The multi-tenancy-supported fog server providers are responsible to provide adaptive application deployment platforms for the tenants and to cater reliable accessibility to the tenant-side clients.

In order to achieve high QoS for the fog servers, the providers need to address the following aspects.

The physical placement represents where the providers should deploy their fog servers. Commonly, in the case of iFog, the provider may enable fog servers on all the possible nodes (e.g. cellular base stations) and rely on the underlying communication technologies (see Section 1.4) to support the accessibility. On the other hand, in case of mFog [24, 63], providers need to identify the best geo-location to place the mobile fog nodes in order to provide the best QoS to the end-devices and also to support the cost-efficiency of the operation. For example, in UAV-Fog, the provider may choose the locations for the mobile fog nodes based on the density of the end-devices, the signal coverage of the fog node, the distance between the fog server and the end-devices, and the other context factors described in the previous content related to context-awareness. In general, the primary goal of physical placement is to achieve the lowest latency in terms of request/response time, application service handover time, and application task migration time.

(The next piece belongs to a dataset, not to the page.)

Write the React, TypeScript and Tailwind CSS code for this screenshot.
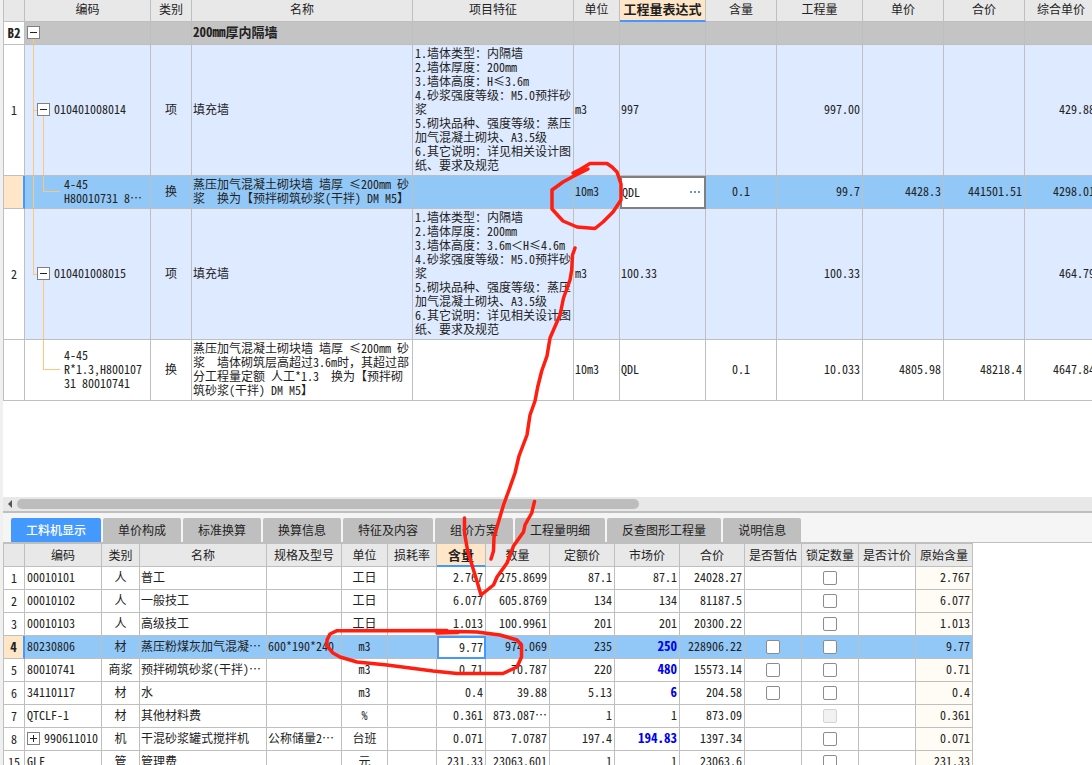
import type { ReactNode } from "react";

const line = "border-r border-b border-[#bfbfbf]";

function Wide({ text }: { text: string }) {
  return (
    <>
      {text.split(/([，＜…])/).map((part, i) =>
        i % 2 === 1 ? (
          <span key={i} lang="zh-CN" className="inline-block w-[12px] [font-feature-settings:normal]">
            {part === "…" ? "⋯" : part}
          </span>
        ) : (
          part
        ),
      )}
    </>
  );
}

function Toggle({ open, label }: { open: boolean; label: string }) {
  return (
    <button
      type="button"
      aria-label={label}
      aria-expanded={open}
      className="relative z-10 flex size-[13px] shrink-0 items-center justify-center border border-[#808080] bg-white"
    >
      <svg viewBox="0 0 7 7" className="size-[7px]" shapeRendering="crispEdges">
        <path d={open ? "M0 3h7v1H0z" : "M0 3h7v1H0zM3 0h1v7H3z"} fill="#222" />
      </svg>
    </button>
  );
}

type TopRow = {
  no: string;
  code: string;
  kind: string;
  name: string;
  spec: string;
  unit: string;
  expr: string;
  ratio: string;
  qty: string;
  price: string;
  total: string;
  composite: string;
  parent: boolean;
  trunk: "full" | "half" | "none";
  selected?: boolean;
};

const spec = (height: string) =>
  `1.墙体类型：内隔墙
2.墙体厚度：200mm
3.墙体高度：${height}
4.砂浆强度等级：M5.0预拌砂
浆
5.砌块品种、强度等级：蒸压
加气混凝土砌块、A3.5级
6.其它说明：详见相关设计图
纸、要求及规范`;

const topRows: TopRow[] = [
  {
    no: "1", code: "010401008014", kind: "项", name: "填充墙", spec: spec("H≤3.6m"), unit: "m3", expr: "997",
    ratio: "", qty: "997.00", price: "", total: "", composite: "429.88", parent: true, trunk: "full",
  },
  {
    no: "", code: "4-45\nH80010731 8…", kind: "换",
    name: "蒸压加气混凝土砌块墙 墙厚 ≤200mm 砂\n浆  换为【预拌砌筑砂浆(干拌) DM M5】",
    spec: "", unit: "10m3", expr: "QDL", ratio: "0.1", qty: "99.7", price: "4428.3", total: "441501.51",
    composite: "4298.01", parent: false, trunk: "full", selected: true,
  },
  {
    no: "2", code: "010401008015", kind: "项", name: "填充墙", spec: spec("3.6m＜H≤4.6m"), unit: "m3", expr: "100.33",
    ratio: "", qty: "100.33", price: "", total: "", composite: "464.79", parent: true, trunk: "half",
  },
  {
    no: "", code: "4-45\nR*1.3,H800107\n31 80010741", kind: "换",
    name: "蒸压加气混凝土砌块墙 墙厚 ≤200mm 砂\n浆  墙体砌筑层高超过3.6m时，其超过部\n分工程量定额 人工*1.3  换为【预拌砌\n筑砂浆(干拌) DM M5】",
    spec: "", unit: "10m3", expr: "QDL", ratio: "0.1", qty: "10.033", price: "4805.98", total: "48218.4",
    composite: "4647.84", parent: false, trunk: "none",
  },
];

const topHeads = ["", "编码", "类别", "名称", "项目特征", "单位", "工程量表达式", "含量", "工程量", "单价", "合价", "综合单价"];

function TreeCell({ row }: { row: TopRow }) {
  return (
    <td className={`relative ${line} p-0 pb-0.5`}>
      {row.trunk === "full" && <span className="absolute inset-y-0 left-2 w-px bg-[#ffc677]" />}
      {row.trunk === "half" && <span className="absolute top-0 left-2 h-1/2 w-px bg-[#ffc677]" />}
      {row.parent ? (
        <>
          <span className="absolute top-1/2 left-2 h-px w-1 bg-[#ffc677]" />
          <span className="absolute bottom-0 left-[18px] h-1/2 w-px bg-[#ffc677]" />
          <div className="flex items-center gap-1 pl-3">
            <Toggle open label={`折叠 ${row.code}`} />
            {row.code}
          </div>
        </>
      ) : (
        <>
          <span className="absolute top-0 left-[18px] h-1/2 w-[17px] border-b border-l border-[#ffc677]" />
          <div className="whitespace-pre pl-[39px]">
            <Wide text={row.code} />
          </div>
        </>
      )}
    </td>
  );
}

function TopTable() {
  return (
    <table className="w-[1094px] table-fixed border-separate border-spacing-0 border-l border-[#bfbfbf]">
      <colgroup>
        <col className="w-[21px]" />
        <col className="w-[126px]" />
        <col className="w-[41px]" />
        <col className="w-[221px]" />
        <col className="w-[161px]" />
        <col className="w-[46px]" />
        <col className="w-[86px]" />
        <col className="w-[71px]" />
        <col className="w-[86px]" />
        <col className="w-[81px]" />
        <col className="w-[81px]" />
        <col className="w-[73px]" />
      </colgroup>
      <thead>
        <tr className="h-[22px] bg-[#e8e8e8]">
          {topHeads.map((h) =>
            h === "工程量表达式" ? (
              <th key={h} className="border-r border-b-2 border-r-[#bfbfbf] border-b-[#4499ff] bg-[#ffe6c8] p-0 pb-[3px] text-[13px] leading-[14px] font-bold whitespace-nowrap">
                {h}
              </th>
            ) : (
              <th key={h} className={`${line} p-0 pb-1 font-normal`}>{h}</th>
            ),
          )}
        </tr>
      </thead>
      <tbody>
        <tr className="h-[23px] bg-[#c4c4c4] text-[13px] leading-[14px] font-bold">
          <td className={`${line} bg-white p-0 text-center`}>B2</td>
          <td className={`relative ${line} p-0 pb-0.5 pl-0.5`}>
            <span className="absolute bottom-0 left-2 h-1/2 w-px bg-[#ffc677]" />
            <Toggle open label="折叠 200mm厚内隔墙" />
          </td>
          <td className={line} />
          <td className={`${line} p-0 pb-0.5 pl-px`}>200mm厚内隔墙</td>
          {topHeads.slice(4).map((h) => (
            <td key={h} className={line} />
          ))}
        </tr>
        {topRows.map((r, i) => {
          const num = `${line} p-0 pr-0.5 pb-0.5 text-right`;
          return (
            <tr key={i} className={r.selected ? "bg-[#92c8f7]" : r.parent ? "bg-[#deeaff]" : "bg-white"}>
              <td
                className={
                  r.selected
                    ? "border-r-2 border-b border-r-[#4499ff] border-b-[#bfbfbf] bg-[#ffe6c8] p-0"
                    : `${line} bg-white p-0 text-center`
                }
              >
                {r.no}
              </td>
              <TreeCell row={r} />
              <td className={`${line} p-0 pb-0.5 text-center`}>{r.kind}</td>
              <td className={`${line} whitespace-pre p-0 pt-px pb-[3px] pl-px`}>
                <Wide text={r.name} />
              </td>
              <td className={`${line} whitespace-pre p-0 pt-px pb-[3px] pl-0.5`}>
                <Wide text={r.spec} />
              </td>
              <td className={`${line} p-0 pb-0.5 pl-px`}>{r.unit}</td>
              {r.selected ? (
                <td className="border-2 border-[#808080] bg-white p-0 pb-0.5">
                  <div className="flex items-center">
                    <input aria-label="工程量表达式" defaultValue={r.expr} className="h-[14px] w-0 flex-1 bg-transparent p-0 outline-none" />
                    <button type="button" aria-label="编辑表达式" className="flex gap-0.5 px-1">
                      <i className="size-0.5 bg-[#5b9bd5]" />
                      <i className="size-0.5 bg-[#5b9bd5]" />
                      <i className="size-0.5 bg-[#5b9bd5]" />
                    </button>
                  </div>
                </td>
              ) : (
                <td className={`${line} p-0 pb-0.5 pl-px`}>{r.expr}</td>
              )}
              <td className={`${line} p-0 pb-0.5 text-center`}>{r.ratio}</td>
              <td className={num}>{r.qty}</td>
              <td className={num}>{r.price}</td>
              <td className={num}>{r.total}</td>
              <td className={num}>{r.composite}</td>
            </tr>
          );
        })}
      </tbody>
    </table>
  );
}

const tabs = ["工料机显示", "单价构成", "标准换算", "换算信息", "特征及内容", "组价方案", "工程量明细", "反查图形工程量", "说明信息"];

const lowHeads = [
  "", "编码", "类别", "名称", "规格及型号", "单位", "损耗率", "含量", "数量", "定额价", "市场价", "合价",
  "是否暂估", "锁定数量", "是否计价", "原始含量",
];

type LowRow = {
  no: string;
  cells: [code: string, kind: string, name: string, model: string, unit: string];
  nums: [ratio: string, qty: string, base: string, market: string, total: string];
  origin: string;
  changed?: boolean;
  estimate?: boolean;
  locked?: boolean;
  group?: boolean;
  selected?: boolean;
};

const lowRows: LowRow[] = [
  { no: "1", cells: ["00010101", "人", "普工", "", "工日"], nums: ["2.767", "275.8699", "87.1", "87.1", "24028.27"], origin: "2.767" },
  { no: "2", cells: ["00010102", "人", "一般技工", "", "工日"], nums: ["6.077", "605.8769", "134", "134", "81187.5"], origin: "6.077" },
  { no: "3", cells: ["00010103", "人", "高级技工", "", "工日"], nums: ["1.013", "100.9961", "201", "201", "20300.22"], origin: "1.013" },
  { no: "4", cells: ["80230806", "材", "蒸压粉煤灰加气混凝…", "600*190*240", "m3"], nums: ["9.77", "974.069", "235", "250", "228906.22"], origin: "9.77", changed: true, estimate: true, selected: true },
  { no: "5", cells: ["80010741", "商浆", "预拌砌筑砂浆(干拌)…", "", "m3"], nums: ["0.71", "70.787", "220", "480", "15573.14"], origin: "0.71", changed: true, estimate: true },
  { no: "6", cells: ["34110117", "材", "水", "", "m3"], nums: ["0.4", "39.88", "5.13", "6", "204.58"], origin: "0.4", changed: true, estimate: true },
  { no: "7", cells: ["QTCLF-1", "材", "其他材料费", "", "%"], nums: ["0.361", "873.087…", "1", "1", "873.09"], origin: "0.361", locked: true },
  { no: "8", cells: ["990611010", "机", "干混砂浆罐式搅拌机", "公称储量2…", "台班"], nums: ["0.071", "7.0787", "197.4", "194.83", "1397.34"], origin: "0.071", changed: true, group: true },
  { no: "15", cells: ["GLF", "管", "管理费", "", "元"], nums: ["231.33", "23063.601", "1", "1", "23063.6"], origin: "231.33" },
];

function Check({ label, disabled }: { label: string; disabled?: boolean }) {
  return (
    <input
      type="checkbox"
      aria-label={label}
      disabled={disabled}
      className="mx-auto mt-0.5 block size-[14px] appearance-none rounded-xs border border-[#8c8c8c] bg-white checked:bg-[#4499ff] disabled:border-[#d4d4d4] disabled:bg-[#f2f2f2]"
    />
  );
}

function Cell({ children, className }: { children?: ReactNode; className: string }) {
  return <td className={`${line} ${className} overflow-hidden whitespace-nowrap pt-0 pb-0.5`}>{children}</td>;
}

function LowTable() {
  return (
    <table className="w-[970px] table-fixed border-separate border-spacing-0 border-t border-l border-[#bfbfbf]">
      <colgroup>
        <col className="w-[21px]" />
        <col className="w-[77px]" />
        <col className="w-[38px]" />
        <col className="w-[127px]" />
        <col className="w-[75px]" />
        <col className="w-[46px]" />
        <col className="w-[49px]" />
        <col className="w-[49px]" />
        <col className="w-[64px]" />
        <col className="w-[65px]" />
        <col className="w-[65px]" />
        <col className="w-[65px]" />
        <col className="w-[57px]" />
        <col className="w-[57px]" />
        <col className="w-[57px]" />
        <col className="w-[57px]" />
      </colgroup>
      <thead>
        <tr className="h-[23px] bg-[#e8e8e8]">
          {lowHeads.map((h) =>
            h === "含量" ? (
              <th key={h} className="border-r border-b-2 border-r-[#bfbfbf] border-b-[#4499ff] bg-[#ffe6c8] p-0 text-[13px] leading-[14px] font-bold">
                {h}
              </th>
            ) : (
              <th key={h} className={`${line} whitespace-nowrap p-0 font-normal`}>{h}</th>
            ),
          )}
        </tr>
      </thead>
      <tbody>
        {lowRows.map((r) => {
          const [code, kind, name, model, unit] = r.cells;
          const [ratio, qty, base, market, total] = r.nums;
          return (
            <tr key={r.no} className={r.selected ? "h-[23px] bg-[#92c8f7]" : "h-[23px] bg-white"}>
              <td
                className={
                  r.selected
                    ? "border-r-2 border-b border-r-[#4499ff] border-b-[#bfbfbf] bg-[#ffe6c8] p-0 text-center text-[13px] leading-[14px] font-bold"
                    : `${line} p-0 text-center`
                }
              >
                {r.no}
              </td>
              <Cell className="pl-0.5 pr-0">
                <div className="flex items-center gap-1">
                  {r.group && <Toggle open={false} label={`展开 ${code}`} />}
                  {code}
                </div>
              </Cell>
              <Cell className="px-0 text-center">{kind}</Cell>
              <Cell className="pl-px pr-0">
                <Wide text={name} />
              </Cell>
              <Cell className="pl-px pr-0">
                <Wide text={model} />
              </Cell>
              <Cell className="px-0 text-center">{unit}</Cell>
              <Cell className="px-0" />
              {r.selected ? (
                <td className="border-2 border-[#4499ff] bg-white p-0 pb-0.5">
                  <input aria-label="含量" defaultValue={ratio} className="block h-[14px] w-full bg-transparent p-0 pr-px text-right outline-none" />
                </td>
              ) : (
                <Cell className="pl-0 pr-0.5 text-right">{ratio}</Cell>
              )}
              <Cell className="pl-0 pr-0.5 text-right">
                <Wide text={qty} />
              </Cell>
              <Cell className="pl-0 pr-0.5 text-right">{base}</Cell>
              <Cell
                className={
                  r.changed
                    ? "pl-0 pr-0.5 text-right text-[13px] leading-[14px] font-bold text-[#0000ee]"
                    : "pl-0 pr-0.5 text-right"
                }
              >
                {market}
              </Cell>
              <Cell className="pl-0 pr-0.5 text-right">{total}</Cell>
              <Cell className="px-0">{r.estimate && <Check label={`是否暂估 ${code}`} />}</Cell>
              <Cell className="px-0">
                <Check label={`锁定数量 ${code}`} disabled={r.locked} />
              </Cell>
              <Cell className="px-0" />
              <Cell className={r.selected ? "pl-0 pr-0.5 text-right" : "bg-[#fffbf5] pl-0 pr-0.5 text-right"}>{r.origin}</Cell>
            </tr>
          );
        })}
      </tbody>
    </table>
  );
}

const strokes = [
  "M573 173L580 169.500L590 163.500H607L612 167L617 172L621 184V200L613 212L603 222L595 228.500L577 227L563 221L552 209V190L563 182L573 176.500L588 169",
  "M575 248L572.500 255L571.700 270L570 280L563.500 298L560 315L550 338L547 356L541.700 371L537.700 387L535 401L530 415L527 435L519 456L515 473L509 490L503.500 505L494 537L493.500 551L491 559",
  "M464.500 518V533L467.700 551L473.500 570L477.500 583L481 595L493.500 585L497 577L507 563L513.500 546L523.500 532L525 525L531.700 513L534.500 501.500",
  "M437 633L458 632.500M447 630.500L337 630.700L330 634L327 640V646L333 653L340 657L357 662L387 665L433 671L457 673.500H503L517 667L521.500 657V645L517 640L500 635L477 632L437 631",
];

export default function App() {
  return (
    <main className="relative flex h-screen flex-col overflow-hidden bg-[#f0f0f0] pl-[3px] font-['Noto_Sans_CJK_SC',sans-serif] text-[12px] leading-[14px] text-[#222] [font-feature-settings:'hwid']">
      <section className="min-h-0 flex-1 overflow-hidden bg-white">
        <TopTable />
      </section>
      <div className="flex h-[14px] shrink-0 items-center gap-[5px] bg-[#e8e8e8] pl-[5px]">
        <svg viewBox="0 0 4 8" className="h-2 w-1">
          <path d="M4 0v8L0 4z" fill="#555" />
        </svg>
        <div className="h-[10px] w-[622px] rounded-full bg-[#bdbdbd]" />
      </div>
      <nav role="tablist" className="flex h-8 shrink-0 items-end gap-0.5 border-t-2 border-b border-[#bfbfbf] bg-[#f5f5f5] pl-2">
        {tabs.map((t, i) => (
          <button
            key={t}
            type="button"
            role="tab"
            aria-selected={i === 0}
            className={
              i === 0
                ? "h-6 whitespace-nowrap rounded-t-xs bg-[#4499ff] px-[15px] font-medium text-white"
                : "h-6 whitespace-nowrap rounded-t-xs bg-[#bfbfbf] px-[15px]"
            }
          >
            {t}
          </button>
        ))}
      </nav>
      <section className="h-[222px] shrink-0 overflow-hidden bg-white">
        <LowTable />
      </section>
      <svg
        viewBox="0 0 1092 765"
        className="pointer-events-none absolute top-0 left-0 z-20 h-[765px] w-[1092px]"
        fill="none"
        stroke="#ff1e10"
        strokeWidth="3.5"
        strokeLinecap="round"
        strokeLinejoin="round"
      >
        {strokes.map((d) => (
          <path key={d} d={d} />
        ))}
      </svg>
    </main>
  );
}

Server discoverability is a specific requirement for the multitenancy fog services, and it involves two phases.

Multitenancy fog service provider discovery. Presents the phase when the tenants intend to discover feasible fog service providers for deploying their applications. Commonly, based on the experience of the cloud service business model, it is likely that the tenants would discover the providers via the indexing services (e.g. Google searching). Alternatively, the providers may establish a federated service registry for the service discovery. Furthermore, the provider may follow the open standard-based service description mechanism or interface (e.g. ETSI – MEC standard) to describe their fog services toward helping the tenants to discover the service that matches to their requirements.

Runtime fog server discovery. Presents the runtime service discovery phase for the fog applications. In general, the fog applications hosted on the fog servers, need to perform seamless interaction with the end-devices on the move. Besides the mobility schemes that help the tenants to identify the movement of the end-devices, tenants need a corresponding mechanism that can help the end-devices to continuously discover and to connect to the new fog servers automatically, without any inference from the end-users. Therefore, the fog servers need to support the corresponding API that allows the tenants to configure the application process/task handover and migration mechanism among the fog nodes. Commonly, if such an API support is not available, tenants have to enable the corresponding mechanisms from the higher layer of the application, which may result in an inefficient tenancy cost and operational performance.